Tristan und Isolde ***
I really love Tristan und Isolde. That wikipedia page will tell you all about the Opera's pivotal role in the history of Western Music. Even the first chord heard in the Prelude has its own (far from trivial) Wikipedia page. This is the third time I've seen Tristan und Isolde performed and each time I take new things away from the experience. I thoroughly enjoyed the performance.
With that out the way, I didn't think that this was an amazing version. The orchestra were technically very good but it was like they were recording an instrumental version, so poor was their attention to the singers.
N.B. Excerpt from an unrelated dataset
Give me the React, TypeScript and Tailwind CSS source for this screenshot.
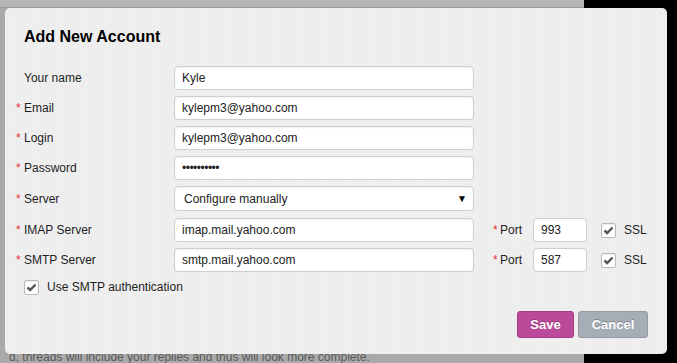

Tristan was well sung but Robert Dean Smith's voice didn't have the power to cut through the orchestra, or to match Violeta Urmana's Isolde in their duets.
Götterdämmerung *****
I don't think Götterdämmerung was quite as good as Die Walküre days before, but this concert was astounding. Beyond being an incredible version of a wonderful Opera, it represented the culmination of the week's drama.
Nina Stemme as Brünnhilde deserves special mention here. Her character is perhaps the true hero of the story and Stemme's performances all week did the character justice.
The experience
I feel very priviledged to have been a part of this Ring Cycle. I get the sense that this was really something special. The final seconds of silence at the end of Götterdämmerung were extremely emotional. Barenboim's hands held aloft for what must have been 10 or 15 seconds but felt like years before lowering them to rapturous applause from the audience. The enthusastic applause went on for perhaps 20-30 minutes pausing only at Barenboim's behest for a touching speech from him.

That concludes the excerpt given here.